WHAT IS ASKED
Do not copy the pictures; transcribe all other material exactly.

begin

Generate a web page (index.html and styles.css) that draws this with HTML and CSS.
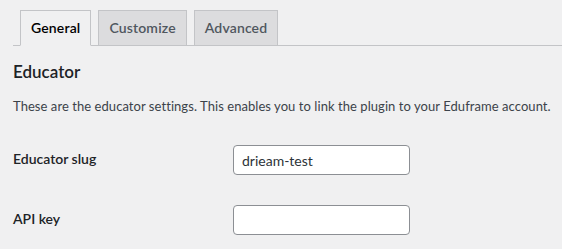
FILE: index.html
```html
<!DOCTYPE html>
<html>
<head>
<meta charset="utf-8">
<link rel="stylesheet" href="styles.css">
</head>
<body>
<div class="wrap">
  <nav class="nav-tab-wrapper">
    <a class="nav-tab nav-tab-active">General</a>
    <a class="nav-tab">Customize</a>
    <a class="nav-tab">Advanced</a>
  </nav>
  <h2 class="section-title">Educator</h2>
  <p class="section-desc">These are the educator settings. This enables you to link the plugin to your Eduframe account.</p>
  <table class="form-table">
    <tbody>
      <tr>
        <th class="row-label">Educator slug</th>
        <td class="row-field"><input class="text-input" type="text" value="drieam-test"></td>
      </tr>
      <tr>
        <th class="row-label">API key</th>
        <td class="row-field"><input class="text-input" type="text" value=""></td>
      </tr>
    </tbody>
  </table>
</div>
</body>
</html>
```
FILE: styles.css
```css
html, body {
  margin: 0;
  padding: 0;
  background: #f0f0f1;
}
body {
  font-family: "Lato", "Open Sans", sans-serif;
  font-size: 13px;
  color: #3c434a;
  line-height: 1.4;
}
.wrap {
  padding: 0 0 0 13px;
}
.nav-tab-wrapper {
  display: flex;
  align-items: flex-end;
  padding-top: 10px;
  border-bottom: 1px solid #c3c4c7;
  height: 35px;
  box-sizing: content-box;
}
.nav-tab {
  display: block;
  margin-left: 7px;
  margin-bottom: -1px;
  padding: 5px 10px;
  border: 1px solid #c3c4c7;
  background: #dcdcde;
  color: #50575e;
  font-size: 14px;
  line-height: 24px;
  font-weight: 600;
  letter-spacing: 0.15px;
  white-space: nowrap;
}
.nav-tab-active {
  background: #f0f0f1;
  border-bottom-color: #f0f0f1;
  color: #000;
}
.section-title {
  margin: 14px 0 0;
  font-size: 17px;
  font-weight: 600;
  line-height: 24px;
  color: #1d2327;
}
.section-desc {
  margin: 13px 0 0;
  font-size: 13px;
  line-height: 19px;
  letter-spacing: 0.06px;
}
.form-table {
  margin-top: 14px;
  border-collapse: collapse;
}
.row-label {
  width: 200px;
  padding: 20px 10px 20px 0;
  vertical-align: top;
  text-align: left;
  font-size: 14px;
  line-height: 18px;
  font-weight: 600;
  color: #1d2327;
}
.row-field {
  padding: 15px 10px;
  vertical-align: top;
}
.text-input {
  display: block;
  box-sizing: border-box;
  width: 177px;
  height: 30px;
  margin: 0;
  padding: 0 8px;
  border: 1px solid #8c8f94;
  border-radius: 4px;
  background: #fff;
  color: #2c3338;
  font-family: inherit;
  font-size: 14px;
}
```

end

THE RESPONSE
Generate a web page (index.html and styles.css) that draws this with HTML and CSS.
FILE: index.html
```html
<!DOCTYPE html>
<html>
<head>
<meta charset="utf-8">
<link rel="stylesheet" href="styles.css">
</head>
<body>
<div class="wrap">
  <nav class="nav-tab-wrapper">
    <a class="nav-tab nav-tab-active">General</a>
    <a class="nav-tab">Customize</a>
    <a class="nav-tab">Advanced</a>
  </nav>
  <h2 class="section-title">Educator</h2>
  <p class="section-desc">These are the educator settings. This enables you to link the plugin to your Eduframe account.</p>
  <table class="form-table">
    <tbody>
      <tr>
        <th class="row-label">Educator slug</th>
        <td class="row-field"><input class="text-input" type="text" value="drieam-test"></td>
      </tr>
      <tr>
        <th class="row-label">API key</th>
        <td class="row-field"><input class="text-input" type="text" value=""></td>
      </tr>
    </tbody>
  </table>
</div>
</body>
</html>
```
FILE: styles.css
```css
html, body {
  margin: 0;
  padding: 0;
  background: #f0f0f1;
}
body {
  font-family: "Lato", "Open Sans", sans-serif;
  font-size: 13px;
  color: #3c434a;
  line-height: 1.4;
}
.wrap {
  padding: 0 0 0 13px;
}
.nav-tab-wrapper {
  display: flex;
  align-items: flex-end;
  padding-top: 10px;
  border-bottom: 1px solid #c3c4c7;
  height: 35px;
  box-sizing: content-box;
}
.nav-tab {
  display: block;
  margin-left: 7px;
  margin-bottom: -1px;
  padding: 5px 10px;
  border: 1px solid #c3c4c7;
  background: #dcdcde;
  color: #50575e;
  font-size: 14px;
  line-height: 24px;
  font-weight: 600;
  letter-spacing: 0.15px;
  white-space: nowrap;
}
.nav-tab-active {
  background: #f0f0f1;
  border-bottom-color: #f0f0f1;
  color: #000;
}
.section-title {
  margin: 14px 0 0;
  font-size: 17px;
  font-weight: 600;
  line-height: 24px;
  color: #1d2327;
}
.section-desc {
  margin: 13px 0 0;
  font-size: 13px;
  line-height: 19px;
  letter-spacing: 0.06px;
}
.form-table {
  margin-top: 14px;
  border-collapse: collapse;
}
.row-label {
  width: 200px;
  padding: 20px 10px 20px 0;
  vertical-align: top;
  text-align: left;
  font-size: 14px;
  line-height: 18px;
  font-weight: 600;
  color: #1d2327;
}
.row-field {
  padding: 15px 10px;
  vertical-align: top;
}
.text-input {
  display: block;
  box-sizing: border-box;
  width: 177px;
  height: 30px;
  margin: 0;
  padding: 0 8px;
  border: 1px solid #8c8f94;
  border-radius: 4px;
  background: #fff;
  color: #2c3338;
  font-family: inherit;
  font-size: 14px;
}
```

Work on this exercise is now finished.